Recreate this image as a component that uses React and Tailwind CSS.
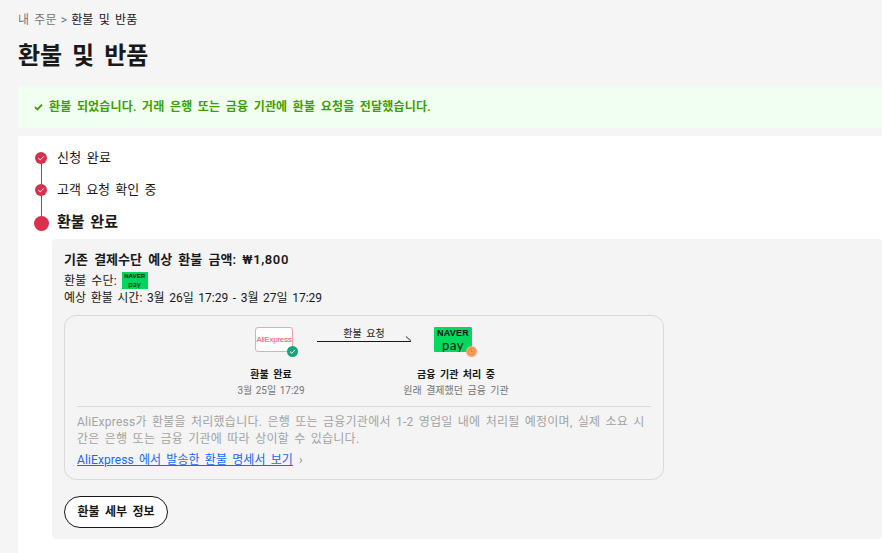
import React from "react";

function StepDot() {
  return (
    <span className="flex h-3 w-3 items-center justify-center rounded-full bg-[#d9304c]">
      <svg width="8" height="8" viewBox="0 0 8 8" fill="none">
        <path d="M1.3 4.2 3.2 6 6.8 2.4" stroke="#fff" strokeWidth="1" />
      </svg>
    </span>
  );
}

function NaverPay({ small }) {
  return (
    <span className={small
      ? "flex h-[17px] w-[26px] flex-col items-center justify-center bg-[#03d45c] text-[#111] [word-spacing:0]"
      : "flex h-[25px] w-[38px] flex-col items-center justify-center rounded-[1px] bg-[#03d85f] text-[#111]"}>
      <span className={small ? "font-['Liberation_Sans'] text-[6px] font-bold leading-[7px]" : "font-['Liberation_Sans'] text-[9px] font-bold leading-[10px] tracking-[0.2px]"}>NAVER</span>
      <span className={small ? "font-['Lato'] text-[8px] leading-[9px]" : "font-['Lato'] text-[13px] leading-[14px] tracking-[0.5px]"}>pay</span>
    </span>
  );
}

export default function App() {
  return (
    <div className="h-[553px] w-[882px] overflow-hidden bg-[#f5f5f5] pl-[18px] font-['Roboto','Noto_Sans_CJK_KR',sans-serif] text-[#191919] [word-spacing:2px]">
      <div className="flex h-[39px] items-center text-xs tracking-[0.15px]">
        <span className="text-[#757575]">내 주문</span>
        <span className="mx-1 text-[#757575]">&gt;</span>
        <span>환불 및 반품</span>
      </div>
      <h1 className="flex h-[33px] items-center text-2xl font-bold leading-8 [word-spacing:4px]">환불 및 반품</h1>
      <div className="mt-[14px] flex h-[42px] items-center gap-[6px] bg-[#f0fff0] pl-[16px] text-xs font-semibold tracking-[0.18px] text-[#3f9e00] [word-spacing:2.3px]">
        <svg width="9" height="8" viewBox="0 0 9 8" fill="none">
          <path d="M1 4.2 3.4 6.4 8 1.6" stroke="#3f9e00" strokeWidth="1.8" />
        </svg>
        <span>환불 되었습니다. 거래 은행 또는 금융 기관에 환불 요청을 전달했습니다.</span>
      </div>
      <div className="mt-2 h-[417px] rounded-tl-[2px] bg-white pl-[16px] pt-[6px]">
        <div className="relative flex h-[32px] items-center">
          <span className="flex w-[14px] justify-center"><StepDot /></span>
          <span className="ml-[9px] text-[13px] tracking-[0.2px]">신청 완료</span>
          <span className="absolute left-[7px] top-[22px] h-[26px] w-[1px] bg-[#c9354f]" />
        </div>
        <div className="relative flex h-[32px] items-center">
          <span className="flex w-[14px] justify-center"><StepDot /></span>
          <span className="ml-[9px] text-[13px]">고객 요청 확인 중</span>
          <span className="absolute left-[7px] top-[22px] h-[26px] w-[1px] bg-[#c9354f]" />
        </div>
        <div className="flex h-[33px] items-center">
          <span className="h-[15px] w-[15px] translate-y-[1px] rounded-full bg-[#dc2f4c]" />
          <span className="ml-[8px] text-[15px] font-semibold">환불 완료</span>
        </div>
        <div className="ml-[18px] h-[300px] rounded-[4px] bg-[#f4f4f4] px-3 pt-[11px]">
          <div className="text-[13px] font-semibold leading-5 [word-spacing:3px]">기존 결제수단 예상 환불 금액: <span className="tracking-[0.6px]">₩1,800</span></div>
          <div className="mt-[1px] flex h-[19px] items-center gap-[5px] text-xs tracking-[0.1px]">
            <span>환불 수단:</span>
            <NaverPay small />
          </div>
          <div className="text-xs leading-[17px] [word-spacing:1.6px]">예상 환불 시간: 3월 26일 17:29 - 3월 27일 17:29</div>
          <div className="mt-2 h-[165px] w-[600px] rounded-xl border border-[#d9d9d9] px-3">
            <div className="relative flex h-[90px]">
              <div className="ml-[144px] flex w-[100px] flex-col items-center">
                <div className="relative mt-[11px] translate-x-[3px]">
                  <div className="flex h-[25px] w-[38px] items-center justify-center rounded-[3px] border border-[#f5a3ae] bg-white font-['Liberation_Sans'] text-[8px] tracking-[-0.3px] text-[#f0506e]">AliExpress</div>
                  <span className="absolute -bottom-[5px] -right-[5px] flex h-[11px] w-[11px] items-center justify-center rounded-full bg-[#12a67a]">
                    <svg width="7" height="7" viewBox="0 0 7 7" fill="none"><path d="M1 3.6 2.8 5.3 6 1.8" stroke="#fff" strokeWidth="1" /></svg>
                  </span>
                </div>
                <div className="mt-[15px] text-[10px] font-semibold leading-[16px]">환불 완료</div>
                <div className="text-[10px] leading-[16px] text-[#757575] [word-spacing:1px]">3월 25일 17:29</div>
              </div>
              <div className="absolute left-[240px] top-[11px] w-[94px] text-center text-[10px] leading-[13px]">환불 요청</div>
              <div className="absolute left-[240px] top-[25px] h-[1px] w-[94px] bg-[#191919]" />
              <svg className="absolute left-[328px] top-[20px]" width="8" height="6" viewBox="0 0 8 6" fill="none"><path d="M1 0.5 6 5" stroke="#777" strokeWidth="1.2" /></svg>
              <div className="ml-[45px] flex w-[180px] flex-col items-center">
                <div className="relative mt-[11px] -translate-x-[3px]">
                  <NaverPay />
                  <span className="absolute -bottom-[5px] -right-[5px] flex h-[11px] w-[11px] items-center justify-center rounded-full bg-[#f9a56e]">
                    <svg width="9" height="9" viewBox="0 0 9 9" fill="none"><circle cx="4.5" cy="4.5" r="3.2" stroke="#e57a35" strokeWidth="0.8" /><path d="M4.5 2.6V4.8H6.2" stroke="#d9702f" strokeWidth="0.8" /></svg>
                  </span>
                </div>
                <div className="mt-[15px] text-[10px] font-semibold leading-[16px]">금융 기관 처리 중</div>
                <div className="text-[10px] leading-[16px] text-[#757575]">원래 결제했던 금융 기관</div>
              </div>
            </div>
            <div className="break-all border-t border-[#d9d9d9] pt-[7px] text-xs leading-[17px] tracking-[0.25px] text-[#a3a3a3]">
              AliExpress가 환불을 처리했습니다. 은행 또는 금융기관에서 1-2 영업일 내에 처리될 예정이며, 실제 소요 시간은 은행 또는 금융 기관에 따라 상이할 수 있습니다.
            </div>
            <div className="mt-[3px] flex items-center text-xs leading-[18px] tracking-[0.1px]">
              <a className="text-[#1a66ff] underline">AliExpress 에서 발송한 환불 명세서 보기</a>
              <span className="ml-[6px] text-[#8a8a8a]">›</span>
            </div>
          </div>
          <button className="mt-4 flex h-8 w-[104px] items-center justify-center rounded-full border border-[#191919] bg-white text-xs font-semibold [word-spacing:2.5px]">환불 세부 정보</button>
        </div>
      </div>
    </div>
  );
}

____

* Exercise: Gather every line containing the word "React" and copy it.

* Task output:
Recreate this image as a component that uses React and Tailwind CSS.
import React from "react";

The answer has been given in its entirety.